In studies carried out prior to 1991–92 on physical and chemical parameters of the lake water, Lake Untersee was stated to be well-mixed and unstratified. However, studies performed in the summer of 1991–92 found significant stratification in a 500-metre (1,600 ft) wide trough in the southeastern part of the lake, where it is up to 105 metres (344 ft) deep. There were sharp vertical gradients of temperature, pH, dissolved oxygen and electrical conductivity. While a thermocline was recorded at a depth between 40 metres (130 ft) and 50 metres (160 ft), an oxycline followed at 70–80 metres (230–260 ft), with a chemocline extending from 80 metres (260 ft) to bottom of the lake. Below 80 metres (260 ft), the water column was anoxic and smelled of hydrogen sulfide. The presence of hydrogen sulfide was associated with decreased sulfate concentrations, indicating that it probably arose from bacterial reduction of sulfate.
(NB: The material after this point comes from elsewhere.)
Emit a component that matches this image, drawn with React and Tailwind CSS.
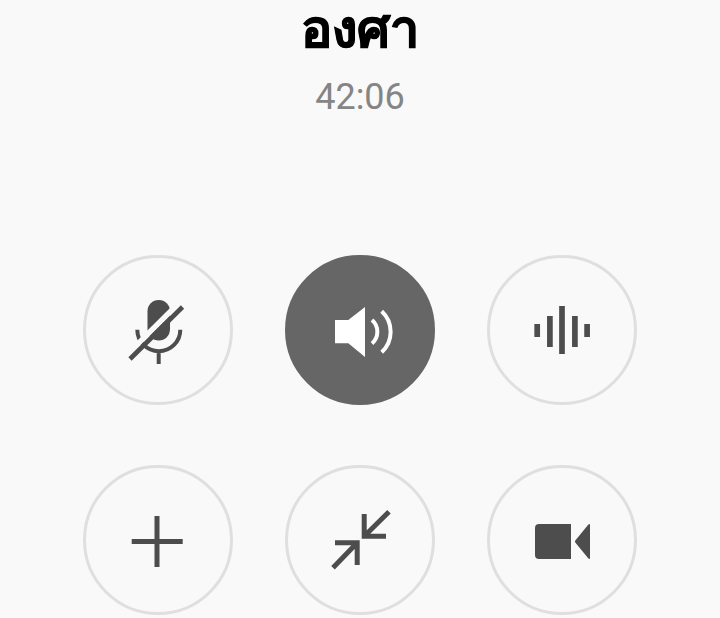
import { useState } from 'react';

function MicOffIcon() {
    return (
        <svg className="size-18" viewBox="0 0 72 72" fill="none" stroke="#4d4d4d" strokeWidth="4" aria-hidden="true">
            <rect x="25.5" y="6" width="22.5" height="40.5" rx="11.2" fill="#4d4d4d" stroke="none" />
            <path d="M15.3 35.7a21.5 21.5 0 0 0 43 0M36.7 57v13" />
            <path d="M6 59.6L60 6" stroke="#f9f9f9" strokeWidth="5.4" />
            <path d="M8 65L60.5 13" strokeWidth="4.6" />
        </svg>
    );
}

function SpeakerIcon() {
    return (
        <svg className="size-18" viewBox="0 0 72 72" fill="none" stroke="#fff" strokeWidth="4" aria-hidden="true">
            <path d="M11 26h13.3L41 13v50L24.3 49.3H11z" fill="#fff" stroke="none" />
            <path d="M48 26a15.5 15.5 0 0 1 0 23.4M57.7 17.2a28 28 0 0 1 0 41" />
        </svg>
    );
}

function WaveIcon() {
    return (
        <svg className="size-18" viewBox="0 0 72 72" fill="none" stroke="#4d4d4d" strokeWidth="5.7" aria-hidden="true">
            <path d="M11.2 30v13M23.9 22v31M36 12v48M48.9 22v31M61.1 30v13" />
        </svg>
    );
}

function PlusIcon() {
    return (
        <svg className="size-18" viewBox="0 0 72 72" fill="none" stroke="#4d4d4d" strokeWidth="5" aria-hidden="true">
            <path d="M35 12v51M9.7 37.5h51" />
        </svg>
    );
}

function MinimizeIcon() {
    return (
        <svg className="size-18" viewBox="0 0 72 72" fill="none" stroke="#4d4d4d" strokeWidth="5" aria-hidden="true">
            <path d="M40.2 10v22.2H62M40.2 32.2L65 7.7" />
            <path d="M11 38.8h22.2V61M33.2 38.8L9 63.7" />
        </svg>
    );
}

function VideoIcon() {
    return (
        <svg className="size-18" viewBox="0 0 72 72" fill="#4d4d4d" aria-hidden="true">
            <path d="M13 20h32v35H13a4 4 0 0 1-4-4V24a4 4 0 0 1 4-4z" />
            <path d="M49.3 36.4L62.4 20.4Q64 19.4 64 21v33q0 1.6-1.6.6L49.3 38.6q-.8-1.1 0-2.2z" />
        </svg>
    );
}

const actions = [
    { id: 'mute', label: 'Mute', Icon: MicOffIcon },
    { id: 'speaker', label: 'Speaker', Icon: SpeakerIcon },
    { id: 'voice', label: 'Voice effects', Icon: WaveIcon },
    { id: 'add', label: 'Add call', Icon: PlusIcon },
    { id: 'minimize', label: 'Minimize', Icon: MinimizeIcon },
    { id: 'video', label: 'Video call', Icon: VideoIcon },
];

export default function App() {
    const [speakerOn, setSpeakerOn] = useState(true);

    return (
        <main className="min-h-screen bg-[#f9f9f9] font-['Roboto','Noto_Sans',sans-serif]">
            <header className="flex flex-col items-center pt-0.5 text-center">
                <h1 className="text-[52px] leading-14 font-bold text-black [-webkit-text-stroke:1px_black]">องศา</h1>
                <p className="mt-[15px] text-4xl leading-12 text-[#858585]">42:06</p>
            </header>

            <div className="mx-auto mt-[134px] grid w-fit grid-cols-3 gap-x-13 gap-y-15">
                {actions.map(({ id, label, Icon }) => (
                    <button
                        key={id}
                        type="button"
                        aria-label={label}
                        aria-pressed={id === 'speaker' ? speakerOn : undefined}
                        onClick={id === 'speaker' ? () => setSpeakerOn(!speakerOn) : undefined}
                        className={`flex size-[150px] items-center justify-center rounded-full border-3 ${
                            id === 'speaker' && speakerOn ? 'border-[#666666] bg-[#666666]' : 'border-[#dfdfdf]'
                        }`}
                    >
                        <Icon />
                    </button>
                ))}
            </div>
        </main>
    );
}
The salt content of the upper levels of the lake is about 50 times that of glacial melt water. Salinity increased below 80 metres (260 ft), with sodium ion concentration and electrolytic conductivity more than doubling. The lake is highly alkaline (pH 10.4) down to a depth of 70 metres (230 ft); below this depth, pH drops, reaching the slightly acidic value of 6.1 at maximum depth. The proportion of methane in the sediment at the lake bottom is the highest recorded for any lake in the world, according to NASA scientists.
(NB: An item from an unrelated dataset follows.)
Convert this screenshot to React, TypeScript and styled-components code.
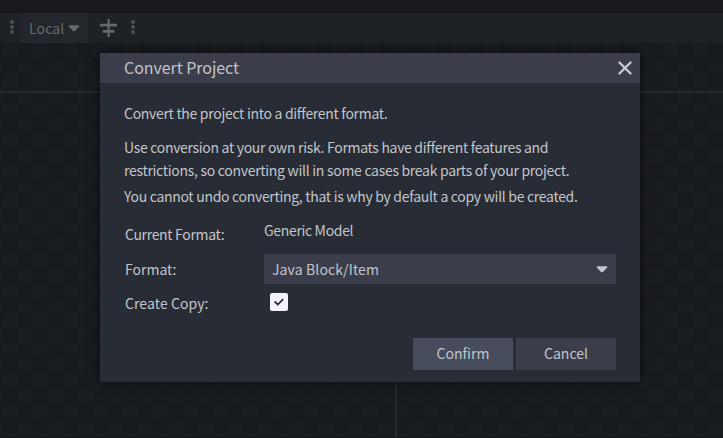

In 2008, as part of the Tawani Foundation 2008 Antarctic International Expedition (see below), Dale Andersen and Ian Hawes discovered conical stromatolites growing in Lake Untersee, the largest living ones known to date. Small microbial pinnacles are also present, and it appears that the large conical stromatolites and the small pinnacles are made by different microbial communities. These communities provide an important analog to some of the oldest fossil stromatolites found to date.
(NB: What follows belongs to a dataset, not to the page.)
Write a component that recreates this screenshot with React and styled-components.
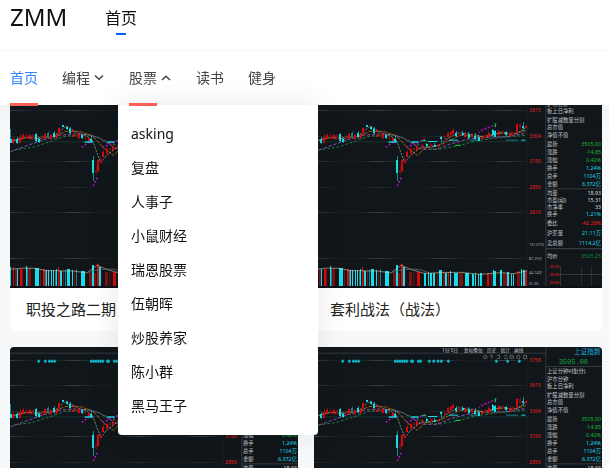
import { useState } from "react"
import styled, { createGlobalStyle } from "styled-components"

const GlobalStyle = createGlobalStyle`
* {
  box-sizing: border-box;
}
body {
  margin: 0;
  font-family: "Noto Sans", "Noto Sans CJK SC", sans-serif;
  background: #f7f8fa;
}
`

const Page = styled.div`
height: 100vh;
overflow: auto;
scrollbar-width: none;
`

const Top = styled.div`
position: fixed;
top: 0;
left: 0;
right: 0;
z-index: 10;
background: #fff;
box-shadow: 0 2px 24px rgba(40, 60, 80, 0.1);
`

const Header = styled.header`
display: flex;
align-items: flex-start;
height: 51px;
padding: 0 10px;
border-bottom: 1px solid #f7f7f7;
`

const Logo = styled.a`
min-width: 95px;
font-size: 24px;
line-height: 34px;
color: #111;
text-decoration: none;
`

const HeaderLink = styled.a`
position: relative;
font-size: 16px;
line-height: 36px;
color: #111;
text-decoration: none;
&::after {
  content: "";
  position: absolute;
  left: 50%;
  bottom: 1px;
  width: 10px;
  height: 2px;
  margin-left: -5px;
  background: #0066ff;
}
`

const Nav = styled.nav`
display: flex;
gap: 24px;
height: 54px;
padding: 0 10px;
`

const NavItem = styled.div`
position: relative;
display: flex;
align-items: center;
&::after {
  content: "";
  position: absolute;
  left: 0;
  bottom: -1px;
  z-index: 2;
  width: 28px;
  height: 3px;
  background: ${(props) => (props.$marked ? "#ff5f57" : "transparent")};
}
`

const NavLink = styled.a`
font-size: 14px;
line-height: 56px;
color: ${(props) => (props.$active ? "#3385ff" : "#444")};
text-decoration: none;
`

const NavButton = styled.button`
display: flex;
align-items: center;
gap: 3px;
padding: 0;
border: 0;
background: none;
font-family: inherit;
font-size: 14px;
line-height: 56px;
color: #444;
cursor: pointer;
`

const Menu = styled.div`
position: absolute;
top: 54px;
left: -11px;
width: 200px;
padding: 12px 0;
border-radius: 0 0 4px 4px;
background: #fff;
box-shadow: 0 0 30px rgba(0, 0, 0, 0.09);
`

const MenuLink = styled.a`
display: block;
padding: 0 13px;
font-size: 14px;
line-height: 34px;
color: #111;
text-decoration: none;
`

const List = styled.main`
display: grid;
grid-template-columns: 1fr 1fr;
gap: 16px;
padding: 72px 7px 16px 10px;
`

const Card = styled.a`
display: block;
overflow: hidden;
border-radius: 4px;
background: #fff;
color: #222;
text-decoration: none;
`

const CardTitle = styled.div`
padding: 0 16px;
font-size: 15px;
line-height: 43px;
white-space: nowrap;
`

const ChartSvg = styled.svg`
display: block;
width: 100%;
aspect-ratio: 4 / 3;
background: #11161a;
font-family: "Noto Sans", "Noto Sans CJK SC", sans-serif;
`

const Chevron = ({ up }) => (
  <svg width="12" height="12" viewBox="0 0 12 12" fill="none" stroke="#444" strokeWidth="1.5">
    <path d={up ? "M2 8 L6 4.2 L10 8" : "M2 3.5 L6 7.2 L10 3.5"} />
  </svg>
)

const C = "#19dbe8"
const R = "#d40a0a"
const D = "#7d1012"
const T = "#137f8a"

// x, high, low, open, close, colour
const candles = [
  [14, 208, 250, 236, 250, C], [22, 232, 252, 238, 250, R], [34, 232, 252, 238, 248, C],
  [42, 222, 250, 230, 248, R], [52, 220, 240, 224, 238, R], [62, 218, 238, 224, 236, D],
  [72, 222, 240, 226, 236, R], [80, 222, 240, 224, 238, D], [90, 218, 246, 222, 244, C],
  [100, 230, 248, 236, 246, C], [108, 228, 242, 230, 240, D], [118, 218, 236, 222, 234, R],
  [126, 214, 236, 220, 232, T], [134, 222, 240, 226, 238, R], [144, 214, 236, 218, 232, C],
  [152, 218, 236, 224, 234, R], [160, 202, 228, 204, 220, R], [172, 194, 202, 196, 200, C],
  [184, 198, 210, 202, 208, C], [192, 202, 222, 206, 218, C], [202, 208, 230, 224, 230, R],
  [210, 212, 232, 222, 228, D], [218, 218, 236, 222, 234, R], [228, 224, 236, 226, 234, C],
  [238, 228, 240, 232, 238, D], [248, 230, 244, 234, 242, R], [256, 226, 248, 236, 246, C],
  [277, 298, 336, 300, 332, R], [270, 318, 346, 330, 340, D], [262, 288, 364, 300, 338, C],
  [284, 290, 310, 302, 308, R], [292, 270, 292, 276, 290, R], [302, 264, 284, 266, 280, R],
  [312, 262, 272, 264, 270, D], [322, 256, 272, 262, 270, R], [336, 252, 266, 254, 262, R],
  [350, 250, 262, 252, 258, C], [362, 246, 262, 252, 260, D], [374, 250, 262, 254, 262, C],
  [384, 252, 264, 254, 258, R], [394, 228, 246, 230, 238, C], [404, 226, 242, 230, 240, D],
  [414, 216, 236, 220, 232, R], [422, 212, 228, 216, 226, R], [430, 204, 226, 210, 220, R],
  [438, 212, 230, 218, 228, C], [448, 216, 230, 218, 226, D], [458, 214, 228, 218, 226, C],
  [466, 216, 234, 222, 230, R], [476, 216, 238, 222, 234, C], [486, 218, 238, 224, 230, R],
  [496, 218, 240, 228, 238, C], [506, 226, 244, 232, 242, C], [516, 226, 240, 230, 238, R],
  [526, 222, 238, 226, 234, D], [536, 214, 236, 220, 232, R], [548, 206, 228, 210, 224, C],
  [556, 210, 232, 214, 230, C], [566, 210, 228, 214, 224, R], [578, 210, 224, 212, 220, D],
  [588, 212, 230, 216, 226, C], [600, 214, 230, 218, 228, R], [610, 212, 230, 216, 226, D],
  [622, 190, 220, 192, 216, R], [630, 190, 206, 192, 204, D], [640, 186, 212, 198, 204, C],
  [648, 196, 206, 198, 204, R],
]

// x, width, top, colour
const volumes = [
  [0, 4, 584, C], [8, 4, 585, R], [14, 7, 592, D], [20, 3, 592, C], [30, 5, 590, R],
  [37, 3, 592, D], [48, 3, 583, C], [51, 3, 588, T], [54, 8, 588, D], [75, 12, 589, C],
  [90, 4, 594, D], [99, 5, 592, R], [104, 4, 594, T], [108, 3, 593, C], [113, 4, 595, C],
  [118, 3, 593, D], [122, 3, 593, C], [130, 3, 595, C], [134, 3, 596, T], [137, 4, 592, C],
  [143, 4, 586, R], [147, 3, 593, D], [150, 6, 597, C], [158, 4, 596, D], [164, 4, 594, T],
  [170, 6, 592, C], [178, 3, 590, C], [185, 3, 595, C], [191, 5, 598, D], [198, 3, 590, T],
  [214, 12, 598, C], [238, 8, 602, D], [246, 5, 579, C], [253, 6, 602, D], [261, 6, 576, R],
  [267, 5, 585, C], [285, 10, 599, D], [298, 6, 602, "#451216"], [310, 8, 601, R],
  [330, 6, 602, C], [341, 3, 600, C], [349, 4, 602, C], [357, 7, 602, C], [368, 5, 604, D],
  [376, 8, 594, C], [388, 5, 596, D], [394, 4, 602, C], [401, 4, 601, R], [407, 4, 597, C],
  [420, 12, 602, C], [436, 10, 603, D], [453, 5, 602, C], [460, 6, 604, C], [474, 6, 606, C],
  [482, 4, 604, C], [492, 4, 606, C], [498, 5, 602, C], [518, 6, 602, R], [530, 4, 603, D],
  [537, 3, 594, C], [541, 4, 598, C], [558, 5, 594, C], [568, 12, 604, D], [580, 6, 600, C],
  [590, 3, 606, C], [596, 5, 605, C], [608, 11, 596, D], [620, 4, 592, C], [627, 6, 594, C],
  [634, 6, 598, R],
]

const diamonds = [
  98, 118, 130, 138, 146, 256, 263, 270, 277, 284, 291, 304, 308, 325, 332,
  358, 371, 384, 394, 415, 559, 593, 628,
]

const gridLines = [40, 115, 193, 268, 346, 421, 559]

const prices = [
  [40, "3758"], [115, "3615"], [193, "3304"], [268, "3150"], [346, "2850"], [421, "2610"],
]

const axis = [
  [519, "131.07万"], [560, "87.25万"], [601, "44.14万"], [635, "01.00"],
]

const G = "#12b83c"
const W = "#d5d8da"

const rows = [
  [71, "上证分钟K线(分)"], [95, "沪市分钟"], [118, "板上日净利"],
  [143, "扩股减数量分割"], [166, "总市值"], [190, "净值不值"],
  [215, "最新", "3505.00", G], [239, "涨跌", "-14.85", G], [263, "涨幅", "0.42%", G],
  [288, "换手", "1.24%", C], [313, "总手", "1104万", C], [337, "金额", "6.372亿", C],
  [362, "均量", "18.93", W], [383, "市盈(动)", "15.31", W], [405, "市净率", "33", W],
  [427, "换手", "1.21%", C], [454, "委比", "-42.28%", "#f01c1c"],
  [484, "沪买量", "21.11万", C], [514, "卖总额", "1114.2亿", C],
  [552, "均价", "3505.25", "#128a35"],
]

const Chart = () => (
  <ChartSvg viewBox="0 0 864 648" role="img" aria-label="K线图">
    <defs>
      <linearGradient id="dash" gradientUnits="userSpaceOnUse" x1="0" x2="190" y1="0" y2="0" spreadMethod="repeat">
        <stop offset="0" stopColor="#3a4044" />
        <stop offset="0.35" stopColor="#171c20" />
        <stop offset="0.75" stopColor="#171c20" />
        <stop offset="1" stopColor="#3a4044" />
      </linearGradient>
    </defs>
    <g fill="url(#dash)">
      {gridLines.map((y) => (
        <rect key={y} x="0" y={y - 1} width="640" height="3" opacity={y === 193 || y === 346 ? 0.5 : 1} />
      ))}
    </g>
    <rect x="0" y="17" width="695" height="3" fill="#33393d" />
    <rect x="0" y="208" width="640" height="3" fill="#173235" />
    <rect x="0" y="642" width="864" height="6" fill="#0d0e15" />

    <g fill="#c5c9cc" fontSize="14">
      <text x="384" y="14">1分 5日</text>
      <text x="450" y="14">复权叠加</text>
      <text x="519" y="14">历史</text>
      <text x="560" y="14">统计</text>
      <text x="600" y="14">画线</text>
    </g>
    <g fill="none" stroke="#878d91" strokeWidth="2">
      <circle cx="514" cy="30" r="5" />
      <path d="M528 27 L534 24 V35 M549 25 h8 v9 h-8 M569 29 l6 -5 l6 5 M570 34 h10 M588 26 h10 v8 h-10 z" />
      <circle cx="613" cy="30" r="5" />
      <path d="M629 25 h9 v10 h-9 z" />
    </g>

    <g transform="translate(-12 -36)">
      <g fill="#0cb9c8">
        {diamonds.map((x) => (
          <path key={x} d={`M${x - 5} 79 L${x} 73 L${x + 5} 79 L${x} 85 Z`} />
        ))}
      </g>
      <g fill="none" strokeWidth="3" opacity="0.85">
        <path stroke="#159b42" strokeDasharray="8 6" d="M24 270 L80 262 L130 246 L180 228 L240 224 L275 232 L310 248 L350 262 L385 268 L450 256 L500 242 L560 234 L648 226" />
        <path stroke="#a05bc0" strokeDasharray="10 5" d="M14 275 L60 258 L110 240 L160 226 L200 222 L250 224 L280 234 L310 252 L335 268 L380 268 L420 252 L470 238 L530 232 L590 230 L648 220" />
        <path stroke="#aa6a10" strokeDasharray="12 3" d="M14 242 L70 232 L140 230 L180 214 L220 214 L255 226 L270 238 L290 262 L322 286 L345 264 L390 256 L420 240 L450 226 L520 230 L560 220 L610 222 L648 212" />
        <path stroke="#c8c8c8" strokeWidth="2" strokeDasharray="7 3" d="M14 244 L60 232 L100 236 L145 228 L180 198 L205 214 L245 230 L260 242 L272 276 L284 308 L300 288 L330 264 L386 256 L415 234 L445 218 L490 224 L530 232 L575 216 L615 224 L645 204" />
      </g>
      <g shapeRendering="crispEdges">
        {candles.map(([x, high, low, open, close, color]) => (
          <g key={x} fill={color}>
            <rect x={x - 1} y={high} width="3" height={low - high} opacity="0.6" />
            <rect x={x - 3} y={open} width="6" height={close - open} />
          </g>
        ))}
      </g>
      <g stroke="#c012c8" strokeWidth="5" strokeDasharray="5 6">
        <path d="M228 262 L252 244 M290 262 L350 236 M262 378 L274 352" />
        <path strokeWidth="3" d="M506 218 L560 192 M512 210 L550 196" />
      </g>
      <g fill={C}>
        <rect x="236" y="244" width="24" height="4" />
        <rect x="304" y="244" width="22" height="4" />
        <rect x="354" y="243" width="28" height="3" />
        <rect x="417" y="239" width="27" height="3" />
        <rect x="480" y="239" width="24" height="3" fill={T} />
        <rect x="588" y="239" width="36" height="3" fill={T} />
        <rect x="634" y="239" width="12" height="3" />
      </g>
      <path d="M556 190 v12 M436 256 h16 M335 242 h14" stroke={G} strokeWidth="4" fill="none" />
    </g>

    <g shapeRendering="crispEdges">
      {volumes.map(([x, width, top, color]) => (
        <rect key={x} x={x} y={top} width={width} height={642 - top} fill={color} />
      ))}
    </g>
    <path
      d="M0 592 Q40 586 75 589 L110 596 L190 597 L230 603 L262 580 L290 592 L330 604 L380 602 L440 601 L500 607 L560 602 L600 605 L640 596"
      fill="none"
      stroke="#dcd9b8"
      strokeWidth="2"
      opacity="0.8"
    />
    <path d="M235 602 Q270 588 315 592 L345 602" fill="none" stroke="#6d7374" strokeWidth="2" />

    <g fill="#f02020" fontSize="15">
      {prices.map(([y, label]) => (
        <text key={y} x="646" y={y + 6}>{label}</text>
      ))}
    </g>
    <g fill="#a9b2bd" fontSize="11">
      {axis.map(([y, label]) => (
        <text key={y} x="645" y={y + 4}>{label}</text>
      ))}
    </g>

    <rect x="640" y="0" width="2" height="642" fill="#1b2024" />
    <rect x="694" y="0" width="3" height="642" fill="#343a3f" />
    <rect x="694" y="57" width="170" height="3" fill="#343a3f" />
    <rect x="694" y="349" width="170" height="3" fill="#343a3f" />
    <rect x="694" y="528" width="170" height="4" fill="#343a3f" />
    <text x="780" y="20" fill="#12a8d8" fontSize="20">上证指数</text>
    <text x="734" y="50" fill="#16a83a" fontSize="21" fontFamily="Liberation Mono, monospace">3505.00</text>
    {rows.map(([y, label, value, color]) => (
      <g key={y} fontSize="16">
        <text x="699" y={y + 6} fill="#c5c9cc">{label}</text>
        {value && <text x="861" y={y + 6} textAnchor="end" fill={color}>{value}</text>}
      </g>
    ))}
    <g fill="#33393d">
      <rect x="738" y="583" width="3" height="59" />
      <rect x="801" y="583" width="2" height="59" />
      <rect x="831" y="583" width="2" height="59" />
      <rect x="738" y="606" width="126" height="3" />
    </g>
    <g fill="#f02020" fontSize="13">
      <text x="706" y="588">3570</text>
      <text x="706" y="612">3530</text>
      <text x="706" y="636">3500</text>
    </g>
  </ChartSvg>
)

const stockMenu = [
  "asking", "复盘", "人事子", "小鼠财经", "瑞恩股票", "伍朝晖", "炒股养家", "陈小群", "黑马王子",
]

const cards = ["职投之路二期", "套利战法（战法）", "复盘", "短线战法"]

const App = () => {
  const [open, setOpen] = useState(true)

  return (
    <Page>
      <GlobalStyle />
      <Top>
        <Header>
          <Logo href="#">ZMM</Logo>
          <HeaderLink href="#">首页</HeaderLink>
        </Header>
        <Nav>
          <NavItem $marked>
            <NavLink href="#" $active>首页</NavLink>
          </NavItem>
          <NavItem>
            <NavButton type="button">编程<Chevron /></NavButton>
          </NavItem>
          <NavItem $marked={open}>
            <NavButton type="button" aria-expanded={open} onClick={() => setOpen(!open)}>
              股票<Chevron up={open} />
            </NavButton>
            {open && (
              <Menu>
                {stockMenu.map((name) => (
                  <MenuLink href="#" key={name}>{name}</MenuLink>
                ))}
              </Menu>
            )}
          </NavItem>
          <NavItem>
            <NavLink href="#">读书</NavLink>
          </NavItem>
          <NavItem>
            <NavLink href="#">健身</NavLink>
          </NavItem>
        </Nav>
      </Top>
      <List>
        {cards.map((title) => (
          <Card href="#" key={title}>
            <Chart />
            <CardTitle>{title}</CardTitle>
          </Card>
        ))}
      </List>
    </Page>
  )
}

export default App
In November and December 2008, the "Tawani Foundation 2008 Antarctic International Expedition" headed by Richard Hoover of NASA's Marshall Space Flight Center used the lake as a test bed in its hunt for extreme life. Conditions in the lake are similar in some respects to those thought to exist on other moons and planets that contain water ice and methane; thus, this lake might provide an analog to environments that exist elsewhere in space. The expedition did find several new strains of extremophile microorganisms in the lake's waters, including a chemolithotroph that metabolises hydrogen.
This expedition involved an interdisciplinary international team of ten scientists and two teachers who explored not only Lake Untersee but also the Schirmacher Oasis. The geomicrobiological aspects of this expedition had three objectives: "to test laser induced fluorescence emission (L.I.F.E.) to be used for the exploration of the Mars regolith and poles; monitor global climate change; and to evaluate methods for detecting hydrocarbon contamination and subsequent bio-remediation in a fragile, endangered ecosystem." The results indicate that Lake Untersee, as a permanently ice-covered region, has very little usable soil and could be likened to the polar regions of Mars.
Experiments conducted have examined the metagenomes of eukaryotes; identified Prokaryotes and viruses inhabiting the lake; provided evidence of virus-mediated horizontal gene transfer and adaptive metabolic or cold protective phenotype alterations, identified microbial nanowire connections between multiple species at the ice-water interface, in the water column, and in the sediment; and established biomass estimates of life in the lake ice during the early spring growing season using laser-induced fluorescence emission (L.I.F.E.) imaging techniques.
Two scientific divers were also part of this team. Dale Andersen, with the SETI Institute's Carl Sagan Center for the Study of Life in the Universe, and Ian Hawes of Aquatic Research Solutions dived in Lake Untersee to study its unique microbial communities.